Con el tiempo, encontré un punto de apoyo en el idioma. Casi que no. Luego seguí avanzando. Eventualmente, descubrí que podía leer la Biblia hebrea. Todavía aprendo algo nuevo en sus páginas casi todos los días.
La Biblia hebrea todavía me abofetea regularmente y me llama ‘¡Niño!’. Cuando la gente me pregunta -como lo hacen- ‘¿Cuánto tiempo tardaste en aprender hebreo?’, mi única respuesta sincera es ‘Aún no lo sé’.
Pero ahora vivo con este libro, es un libro encantado por Dios. Es inagotablemente rico y alternativamente tranquilizador y deconstructor a la manera de un tío muy sabio y algo recalcitrante con el que no se puede vivir y sin el que no se puede vivir. Desafía credos y confesiones e insiste en que se piense de nuevo, en que se mire más de cerca, en que se considere lo impensable. Si me preguntas por un pasaje del Antiguo Testamento y me dices que no puedo consultar el texto hebreo, lo único que podré hacer es mirar fijamente y con una mirada perdida. Ahora el hebreo está dentro de mí, así los textos que esa lengua genera, cuya interpretación depende de ella. Ha tardado casi cuarenta años y aún no ha terminado conmigo. Sigo siendo su siervo, su esclavo, y los textos mi amo. Aunque a veces me abrazan como si fuera su mejor amigo.
Si la Providencia nos reúne, tipo estudiante y profesor, con el hebreo bíblico como un formidable paisaje frente nosotros, y si crees que tus condiciones no son óptimas para trabajar tan duro como nuestra asignatura nos lo va a pedir, bienvenido. Pero ten cuidado con lo que dices. Puedo ser muy solidario, de hecho lo seré, aunque probablemente no conforme a tus términos. Solidario sí. Pero tu historia no me va a sacar lágrimas. Eventualmente, si tu sobrevives la turbulencia total de las primeras seis semanas, te vas a dar cuenta que nos hemos vuelto amigos. Compañeros en un arduo camino. El mutuo respeto que gobierna nuestra amistad académica será palpable, y aquella amistad más que académica.

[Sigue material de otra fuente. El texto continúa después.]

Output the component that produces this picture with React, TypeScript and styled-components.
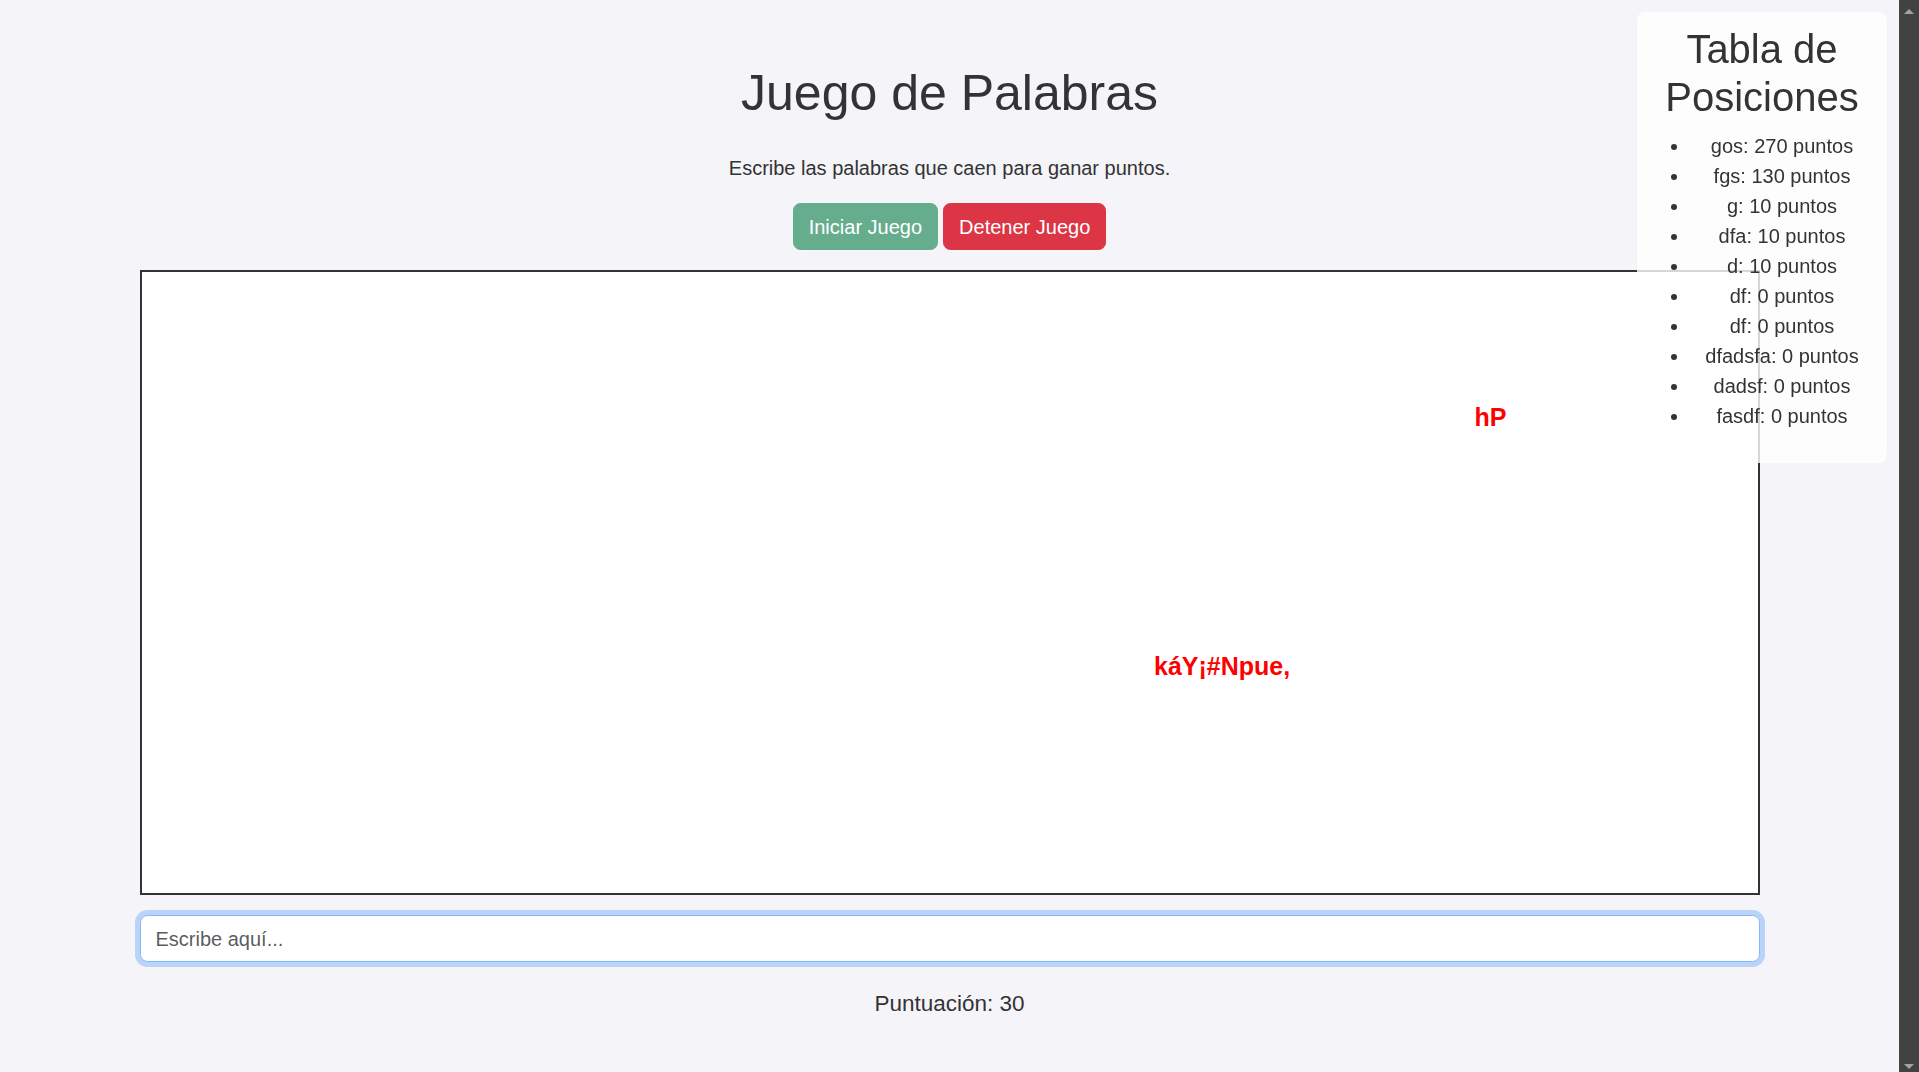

Durante las primeras seis semanas, vas a pensar que no te entiendo, peor, que para nada me importa comprenderte. Te vas a preguntar por qué el profe se rehusa a aceptar que tus circunstancias son diferentes. Únicas.
Todo aquello que pensarás es falso, pero todavía no lo sabrás. Si persistes, entenderás. Quizás en algún momento tendremos una conversación sobre la mayordomía de un tesoro. Te contaré que el hebreo y la tradición milenaria de su estudio es mayor que tú y yo. En ese momento, tal vez tú me entenderás. Tal vez no. Al fin y al cabo, no es importante que me comprendas. Lo único que pido es que decidas cuánto quieres lo que te puedo enseñar.
Tuve la suerte de aprender hebreo, en condiciones para nada óptimas. Espero que tengas la misma suerte.